A mammoth, detailed and rare 18th-century American chart of Chesapeake Bay. From John and William Norman’s American Pilot, one of the earliest atlases published in the United States.
This impressive chart depicts the complex coast from New Jersey south to just below Cape Henry, Virginia. It provides an immense amount of detail for Delaware Bay and in particular for Chesapeake Bay, including the coastal geography, shoals, many hundreds of depth soundings, and in places information about the composition of the seabed (useful for navigators trying to confirm their location). Numerous place names are given, including both towns and hundreds of plantations along the James, York, Rappahanock and Potomac Rivers. Scattered around the chart are numerous long printed notes giving sailing directions and related information. Near the center is a certification from Osgood Carleton, noted Boston mapmaker and “mathematical practitioner,” to the effect that “I have carefully compared this chart with the Originals and find it to be an accurate copy.”
The chart was compiled from some of the best-available sources, probably by John Norman. The depiction of the Chesapeake Bay region is based very closely on Anthony Smith’s A New and Accurate Chart of the Bay of Chesapeake, (1776). This in turn had been based on Walter Hoxton’s very rare Mapp of the Bay of Chesapeack (1735), with additions from surveys by Smith (a Chesapeake Bay pilot), Fry & Jefferson’s Map of the Most Inhabited Part of Virginia (1775) and perhaps elsewhere. The only changes of substance I have found are along the Potomac River: Norman has added Washington, D.C.; simplified the place name “Belhaven or Alexandria” to “Alexandria;” and changed the label “General Washington’s” to “President Washington’s.” Norman’s treatment of Delaware Bay is derived from that in Joshua Fisher’s 1776 Chart of Delaware Bay and River. I am not however sure where he obtained the many soundings given offshore of Delaware Bay: that area is not shown on the aforementioned sources, and the information does not match that on the Delaware Bay chart in The Atlantic Neptune.

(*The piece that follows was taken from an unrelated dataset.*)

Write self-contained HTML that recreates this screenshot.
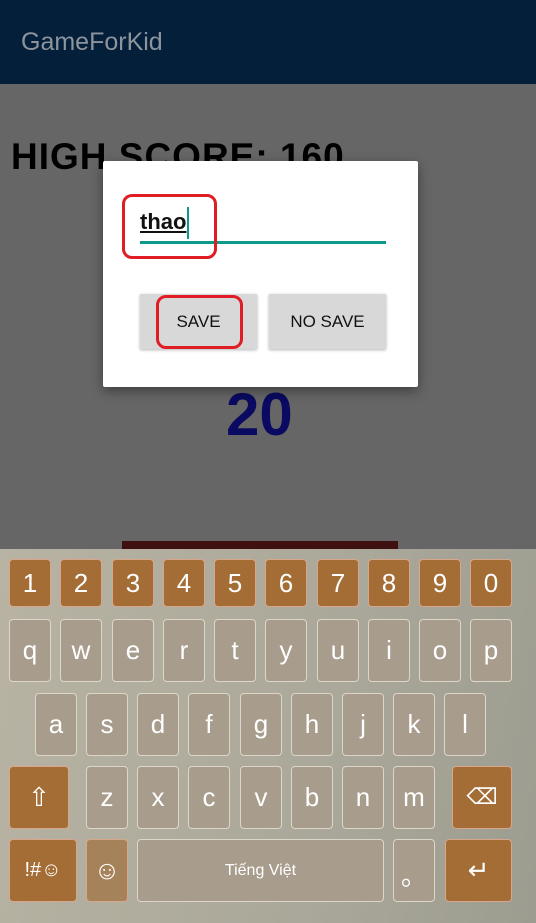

The chart first appeared in a 1794 edition of The American Pilot, a rare atlas of American waters first published in 1791 by John Norman in Boston, and was included in all subsequent editions (the last being 1816). 1794 was the year Norman’s son William took over publication of the Pilot, and his imprint also appears on this chart. Per Wheat & Brun, this is the second of two known states, with the subtitle corrected in the 1803 edition of the Pilot to read “ST MARYS” rather than “ST MAPYS” (For the sake of comparison, the Leventhal Center’s impression of the first state may be viewed here.)
In all, a rare and desirable chart of the mid-Atlantic coast and a substantial rarity of early American mapmaking.
Robert M. Ericson, “A Bibliography of The American Pilot” (incorrectly identifying only one state of the chart). Phillips, Maps of America, p. 723. Phillips, Virginia Cartography: A Bibliographical Description, p. 65. Wheat & Brun, Maps and Charts Published in America before 1800, #310 (state II of II).
Minor-moderate foxing and soiling, some minor mends and areas of restoration along edges, lined on verso. Withal a very good example of a chart whose size and purpose would have subjected it to much abuse.